§ **What is asked**
Tally the lines of the data that include the word "this" and state the total, nothing else.

§ **Given records**
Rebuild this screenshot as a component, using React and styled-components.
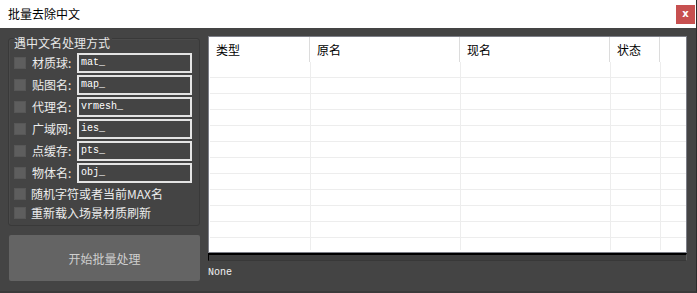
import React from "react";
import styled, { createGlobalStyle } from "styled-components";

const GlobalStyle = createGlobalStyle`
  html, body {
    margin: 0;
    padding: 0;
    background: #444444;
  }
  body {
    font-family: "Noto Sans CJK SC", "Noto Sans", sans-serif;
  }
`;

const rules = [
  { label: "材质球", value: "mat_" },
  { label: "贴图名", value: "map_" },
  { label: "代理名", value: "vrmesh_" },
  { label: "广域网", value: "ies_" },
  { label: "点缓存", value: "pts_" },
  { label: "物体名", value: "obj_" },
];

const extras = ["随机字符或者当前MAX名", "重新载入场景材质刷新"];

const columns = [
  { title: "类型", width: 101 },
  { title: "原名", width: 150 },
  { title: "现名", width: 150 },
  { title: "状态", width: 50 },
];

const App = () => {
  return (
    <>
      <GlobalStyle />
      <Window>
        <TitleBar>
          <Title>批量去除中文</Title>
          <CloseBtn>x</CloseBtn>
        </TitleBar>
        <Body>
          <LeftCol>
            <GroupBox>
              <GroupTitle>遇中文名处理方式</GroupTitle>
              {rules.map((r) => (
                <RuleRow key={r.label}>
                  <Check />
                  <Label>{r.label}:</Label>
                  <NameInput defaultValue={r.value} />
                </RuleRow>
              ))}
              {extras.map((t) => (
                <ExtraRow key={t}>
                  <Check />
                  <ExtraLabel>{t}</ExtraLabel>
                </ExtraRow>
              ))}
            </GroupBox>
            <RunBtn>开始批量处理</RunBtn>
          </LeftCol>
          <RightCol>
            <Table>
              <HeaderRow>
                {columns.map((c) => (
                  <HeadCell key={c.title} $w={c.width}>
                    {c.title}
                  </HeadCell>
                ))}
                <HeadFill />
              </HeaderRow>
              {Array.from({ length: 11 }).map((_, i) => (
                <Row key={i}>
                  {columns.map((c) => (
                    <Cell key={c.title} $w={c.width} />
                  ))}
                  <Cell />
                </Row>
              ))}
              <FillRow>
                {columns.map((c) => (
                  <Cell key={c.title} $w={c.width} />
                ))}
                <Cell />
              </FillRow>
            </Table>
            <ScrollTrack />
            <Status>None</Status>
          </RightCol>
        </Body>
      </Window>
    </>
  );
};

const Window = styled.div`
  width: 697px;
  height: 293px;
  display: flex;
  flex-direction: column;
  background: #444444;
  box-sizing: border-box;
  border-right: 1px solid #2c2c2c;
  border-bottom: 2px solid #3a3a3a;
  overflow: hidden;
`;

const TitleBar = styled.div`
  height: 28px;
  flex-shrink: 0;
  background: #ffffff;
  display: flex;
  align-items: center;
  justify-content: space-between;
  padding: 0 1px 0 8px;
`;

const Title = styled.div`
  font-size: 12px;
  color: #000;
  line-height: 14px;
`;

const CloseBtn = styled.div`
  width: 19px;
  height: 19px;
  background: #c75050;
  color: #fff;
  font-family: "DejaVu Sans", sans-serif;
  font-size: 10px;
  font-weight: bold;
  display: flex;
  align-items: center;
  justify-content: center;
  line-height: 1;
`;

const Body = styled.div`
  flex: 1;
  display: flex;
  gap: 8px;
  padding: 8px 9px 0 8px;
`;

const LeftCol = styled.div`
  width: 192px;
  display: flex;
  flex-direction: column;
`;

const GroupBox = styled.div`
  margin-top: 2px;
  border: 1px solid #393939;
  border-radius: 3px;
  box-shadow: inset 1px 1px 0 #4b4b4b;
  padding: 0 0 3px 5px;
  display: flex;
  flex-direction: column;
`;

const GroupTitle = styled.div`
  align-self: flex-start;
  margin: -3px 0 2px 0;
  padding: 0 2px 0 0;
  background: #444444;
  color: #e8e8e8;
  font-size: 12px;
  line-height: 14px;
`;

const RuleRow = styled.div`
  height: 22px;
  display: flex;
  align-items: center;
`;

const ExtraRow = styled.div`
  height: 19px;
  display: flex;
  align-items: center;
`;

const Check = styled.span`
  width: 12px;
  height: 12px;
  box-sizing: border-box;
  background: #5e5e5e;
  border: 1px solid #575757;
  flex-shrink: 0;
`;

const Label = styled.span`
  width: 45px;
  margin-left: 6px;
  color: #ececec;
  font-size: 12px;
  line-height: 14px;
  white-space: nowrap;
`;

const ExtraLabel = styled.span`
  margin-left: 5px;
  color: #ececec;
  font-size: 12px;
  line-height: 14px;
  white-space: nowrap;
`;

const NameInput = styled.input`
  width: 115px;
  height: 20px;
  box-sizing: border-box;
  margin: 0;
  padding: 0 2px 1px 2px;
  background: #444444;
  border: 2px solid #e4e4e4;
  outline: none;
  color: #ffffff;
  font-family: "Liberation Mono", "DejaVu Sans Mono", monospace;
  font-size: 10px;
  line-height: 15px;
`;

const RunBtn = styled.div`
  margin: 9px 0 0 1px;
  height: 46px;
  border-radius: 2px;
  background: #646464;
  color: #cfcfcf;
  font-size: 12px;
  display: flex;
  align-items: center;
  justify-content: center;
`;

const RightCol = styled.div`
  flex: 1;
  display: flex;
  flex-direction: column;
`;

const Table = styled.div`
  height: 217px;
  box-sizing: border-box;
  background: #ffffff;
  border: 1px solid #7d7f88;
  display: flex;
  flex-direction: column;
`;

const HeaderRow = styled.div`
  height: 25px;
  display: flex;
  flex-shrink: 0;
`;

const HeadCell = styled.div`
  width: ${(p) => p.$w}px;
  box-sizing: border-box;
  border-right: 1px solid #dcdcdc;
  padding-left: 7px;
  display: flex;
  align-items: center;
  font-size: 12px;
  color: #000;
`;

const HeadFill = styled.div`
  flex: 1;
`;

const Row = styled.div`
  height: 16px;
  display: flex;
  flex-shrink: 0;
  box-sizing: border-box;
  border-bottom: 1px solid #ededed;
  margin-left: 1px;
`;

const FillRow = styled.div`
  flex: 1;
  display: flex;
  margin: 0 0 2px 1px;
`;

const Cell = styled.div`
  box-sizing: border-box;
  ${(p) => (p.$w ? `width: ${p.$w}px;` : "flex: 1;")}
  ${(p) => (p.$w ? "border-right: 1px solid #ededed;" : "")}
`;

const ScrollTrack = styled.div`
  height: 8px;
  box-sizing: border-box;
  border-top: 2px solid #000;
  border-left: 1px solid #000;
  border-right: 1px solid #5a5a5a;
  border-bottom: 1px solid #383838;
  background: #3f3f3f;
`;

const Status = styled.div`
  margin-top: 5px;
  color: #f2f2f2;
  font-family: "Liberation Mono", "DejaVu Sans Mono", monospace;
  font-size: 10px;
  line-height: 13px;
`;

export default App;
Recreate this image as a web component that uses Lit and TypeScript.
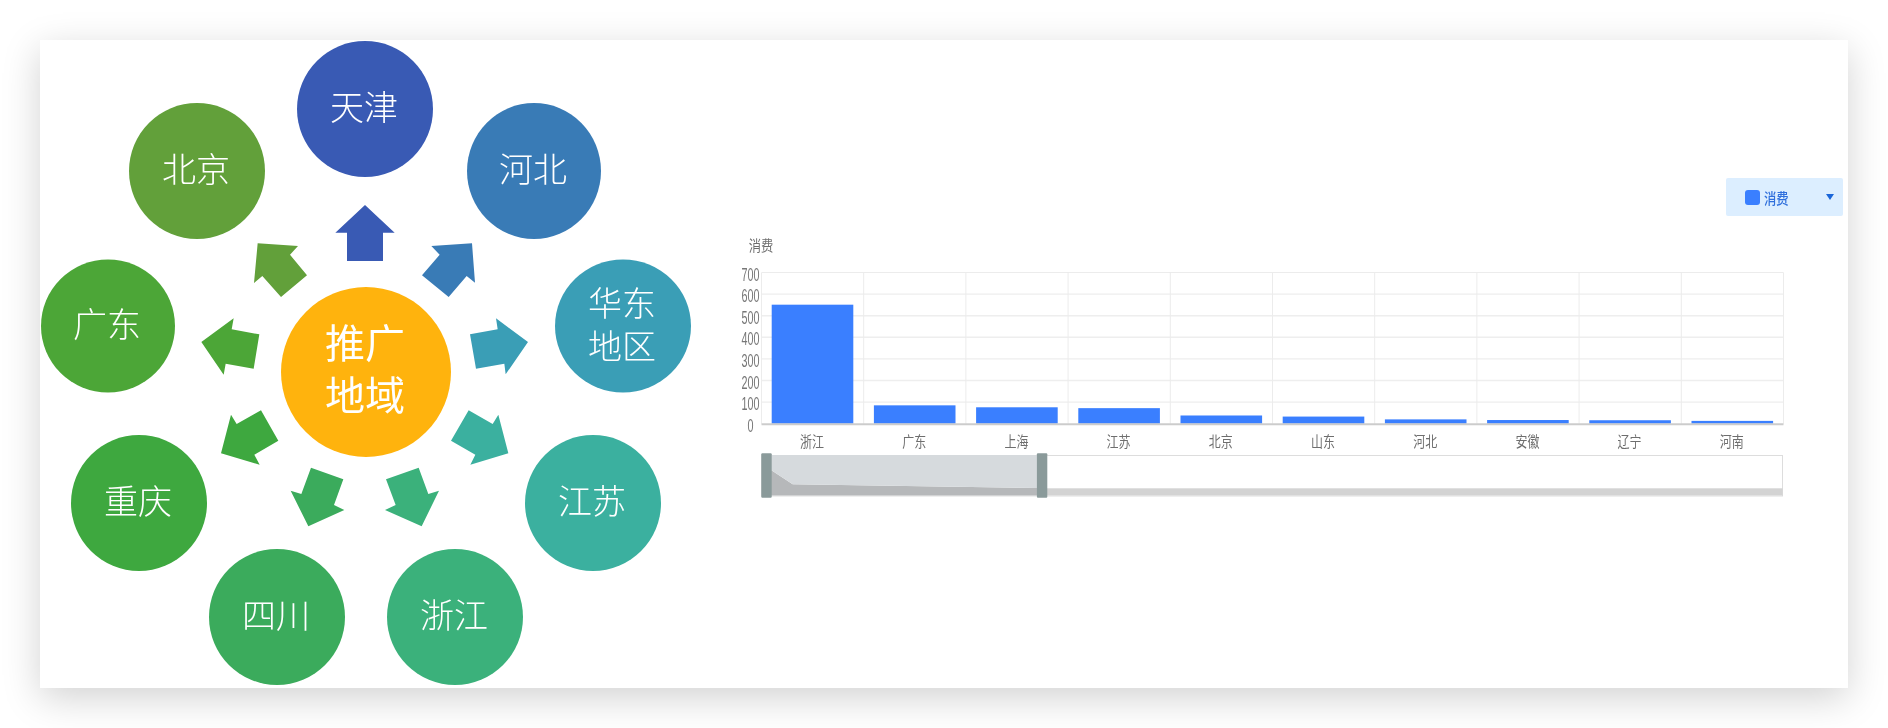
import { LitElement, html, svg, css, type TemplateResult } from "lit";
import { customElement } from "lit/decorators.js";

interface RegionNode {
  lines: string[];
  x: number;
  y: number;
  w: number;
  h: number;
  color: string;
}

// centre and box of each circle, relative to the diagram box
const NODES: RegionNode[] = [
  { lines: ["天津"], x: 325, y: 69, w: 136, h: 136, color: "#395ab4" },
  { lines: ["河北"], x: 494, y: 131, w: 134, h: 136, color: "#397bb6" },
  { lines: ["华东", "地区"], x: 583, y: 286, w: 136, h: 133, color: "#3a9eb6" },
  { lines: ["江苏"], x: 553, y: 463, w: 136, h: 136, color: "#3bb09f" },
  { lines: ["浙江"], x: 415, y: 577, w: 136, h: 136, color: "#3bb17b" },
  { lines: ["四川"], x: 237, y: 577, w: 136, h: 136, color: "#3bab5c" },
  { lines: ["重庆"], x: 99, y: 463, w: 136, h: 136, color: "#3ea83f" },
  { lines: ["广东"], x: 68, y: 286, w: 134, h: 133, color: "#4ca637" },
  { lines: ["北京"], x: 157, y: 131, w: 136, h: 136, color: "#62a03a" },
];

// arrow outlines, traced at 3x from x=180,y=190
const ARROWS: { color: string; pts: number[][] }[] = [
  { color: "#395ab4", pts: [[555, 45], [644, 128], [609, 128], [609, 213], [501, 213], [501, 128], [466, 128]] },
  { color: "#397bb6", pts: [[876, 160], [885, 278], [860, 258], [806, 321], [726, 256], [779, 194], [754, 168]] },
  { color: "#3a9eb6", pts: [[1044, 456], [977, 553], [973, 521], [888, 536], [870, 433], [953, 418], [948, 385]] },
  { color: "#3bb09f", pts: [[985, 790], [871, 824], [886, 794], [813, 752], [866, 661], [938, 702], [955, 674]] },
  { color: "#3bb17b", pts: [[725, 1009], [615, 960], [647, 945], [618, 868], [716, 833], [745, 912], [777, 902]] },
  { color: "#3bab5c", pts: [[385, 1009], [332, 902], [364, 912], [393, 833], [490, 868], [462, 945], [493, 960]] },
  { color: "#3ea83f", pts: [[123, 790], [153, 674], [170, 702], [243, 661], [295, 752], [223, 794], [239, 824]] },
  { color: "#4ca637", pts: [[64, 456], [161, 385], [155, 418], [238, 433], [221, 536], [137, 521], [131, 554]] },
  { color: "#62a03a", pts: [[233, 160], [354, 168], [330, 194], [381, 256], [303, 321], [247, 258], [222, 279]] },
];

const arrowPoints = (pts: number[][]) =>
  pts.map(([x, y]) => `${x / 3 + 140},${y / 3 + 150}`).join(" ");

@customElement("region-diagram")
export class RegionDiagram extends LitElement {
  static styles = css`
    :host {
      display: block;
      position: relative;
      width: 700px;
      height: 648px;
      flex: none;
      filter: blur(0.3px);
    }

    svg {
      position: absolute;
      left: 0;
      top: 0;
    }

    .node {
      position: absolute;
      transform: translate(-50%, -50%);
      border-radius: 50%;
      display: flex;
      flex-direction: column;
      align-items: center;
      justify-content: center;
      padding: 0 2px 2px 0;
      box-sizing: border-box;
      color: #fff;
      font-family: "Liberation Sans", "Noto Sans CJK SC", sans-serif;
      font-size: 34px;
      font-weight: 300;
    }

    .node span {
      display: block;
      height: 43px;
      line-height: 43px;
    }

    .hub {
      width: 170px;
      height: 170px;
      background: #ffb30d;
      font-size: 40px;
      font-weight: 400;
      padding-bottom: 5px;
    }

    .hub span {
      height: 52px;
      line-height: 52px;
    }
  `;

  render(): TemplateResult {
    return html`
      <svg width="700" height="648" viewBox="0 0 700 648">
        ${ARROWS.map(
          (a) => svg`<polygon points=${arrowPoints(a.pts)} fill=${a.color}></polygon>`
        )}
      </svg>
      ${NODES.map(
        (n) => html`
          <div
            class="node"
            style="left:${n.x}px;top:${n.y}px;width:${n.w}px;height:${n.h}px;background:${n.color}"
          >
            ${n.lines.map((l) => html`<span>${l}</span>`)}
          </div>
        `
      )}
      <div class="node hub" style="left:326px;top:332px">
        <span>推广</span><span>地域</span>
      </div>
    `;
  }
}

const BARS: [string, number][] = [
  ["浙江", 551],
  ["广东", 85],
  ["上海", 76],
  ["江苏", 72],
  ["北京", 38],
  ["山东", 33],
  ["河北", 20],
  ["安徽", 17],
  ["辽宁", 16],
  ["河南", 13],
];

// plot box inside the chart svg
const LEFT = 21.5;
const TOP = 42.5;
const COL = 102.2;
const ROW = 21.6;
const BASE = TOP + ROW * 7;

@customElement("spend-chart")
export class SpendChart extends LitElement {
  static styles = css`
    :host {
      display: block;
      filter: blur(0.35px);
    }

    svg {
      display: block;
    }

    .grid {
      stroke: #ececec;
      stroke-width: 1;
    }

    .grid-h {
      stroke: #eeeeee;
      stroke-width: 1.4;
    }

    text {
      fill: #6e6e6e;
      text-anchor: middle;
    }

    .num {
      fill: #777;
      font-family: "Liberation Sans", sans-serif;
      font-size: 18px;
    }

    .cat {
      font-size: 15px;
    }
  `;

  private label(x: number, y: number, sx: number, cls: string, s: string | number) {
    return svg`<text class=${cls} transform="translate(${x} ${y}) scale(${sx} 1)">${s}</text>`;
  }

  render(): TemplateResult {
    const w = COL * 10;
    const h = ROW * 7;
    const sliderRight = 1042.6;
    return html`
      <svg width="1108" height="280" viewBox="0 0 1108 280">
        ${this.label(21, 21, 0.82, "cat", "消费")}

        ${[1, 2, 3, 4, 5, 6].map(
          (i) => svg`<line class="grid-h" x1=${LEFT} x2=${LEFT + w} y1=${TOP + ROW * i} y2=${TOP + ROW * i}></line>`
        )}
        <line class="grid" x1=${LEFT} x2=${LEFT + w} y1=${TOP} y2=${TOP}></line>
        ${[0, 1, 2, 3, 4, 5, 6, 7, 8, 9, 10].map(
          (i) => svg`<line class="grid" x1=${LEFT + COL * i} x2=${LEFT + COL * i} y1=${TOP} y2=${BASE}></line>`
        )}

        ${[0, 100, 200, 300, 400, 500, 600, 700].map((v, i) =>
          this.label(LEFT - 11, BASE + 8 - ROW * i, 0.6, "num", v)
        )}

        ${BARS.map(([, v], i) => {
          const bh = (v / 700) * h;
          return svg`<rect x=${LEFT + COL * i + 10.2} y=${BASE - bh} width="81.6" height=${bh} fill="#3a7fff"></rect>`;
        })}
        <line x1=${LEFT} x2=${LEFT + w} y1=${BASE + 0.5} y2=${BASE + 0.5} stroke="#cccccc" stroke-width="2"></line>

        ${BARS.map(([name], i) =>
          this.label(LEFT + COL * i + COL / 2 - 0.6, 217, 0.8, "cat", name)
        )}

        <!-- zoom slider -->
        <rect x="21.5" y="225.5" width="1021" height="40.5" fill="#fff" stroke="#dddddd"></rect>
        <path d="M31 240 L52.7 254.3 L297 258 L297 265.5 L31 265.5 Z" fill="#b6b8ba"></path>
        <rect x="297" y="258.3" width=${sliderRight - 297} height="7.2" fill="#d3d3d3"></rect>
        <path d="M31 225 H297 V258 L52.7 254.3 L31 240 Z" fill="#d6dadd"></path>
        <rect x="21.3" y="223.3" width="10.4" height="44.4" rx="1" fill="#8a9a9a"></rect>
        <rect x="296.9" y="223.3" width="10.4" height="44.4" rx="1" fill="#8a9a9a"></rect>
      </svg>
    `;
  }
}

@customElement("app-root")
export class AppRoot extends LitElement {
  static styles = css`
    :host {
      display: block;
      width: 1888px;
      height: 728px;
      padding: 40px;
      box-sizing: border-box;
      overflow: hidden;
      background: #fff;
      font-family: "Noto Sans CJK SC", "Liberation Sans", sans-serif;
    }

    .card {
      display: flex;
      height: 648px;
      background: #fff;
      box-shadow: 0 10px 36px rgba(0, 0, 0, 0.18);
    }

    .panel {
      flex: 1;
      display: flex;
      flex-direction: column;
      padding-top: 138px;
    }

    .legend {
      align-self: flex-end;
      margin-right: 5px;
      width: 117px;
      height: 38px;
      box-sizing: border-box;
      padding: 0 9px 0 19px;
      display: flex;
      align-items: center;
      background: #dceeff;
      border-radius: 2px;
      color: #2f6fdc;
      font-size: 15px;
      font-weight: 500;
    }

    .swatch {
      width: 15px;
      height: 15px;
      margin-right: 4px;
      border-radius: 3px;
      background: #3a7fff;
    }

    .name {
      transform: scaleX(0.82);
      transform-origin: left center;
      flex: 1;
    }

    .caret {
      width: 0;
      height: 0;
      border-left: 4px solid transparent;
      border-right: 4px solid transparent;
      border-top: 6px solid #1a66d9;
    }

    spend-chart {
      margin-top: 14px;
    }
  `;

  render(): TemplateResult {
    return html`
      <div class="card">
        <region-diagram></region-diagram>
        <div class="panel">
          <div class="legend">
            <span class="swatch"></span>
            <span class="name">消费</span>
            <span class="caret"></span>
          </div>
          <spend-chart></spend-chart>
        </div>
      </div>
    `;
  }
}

§ **In response**
5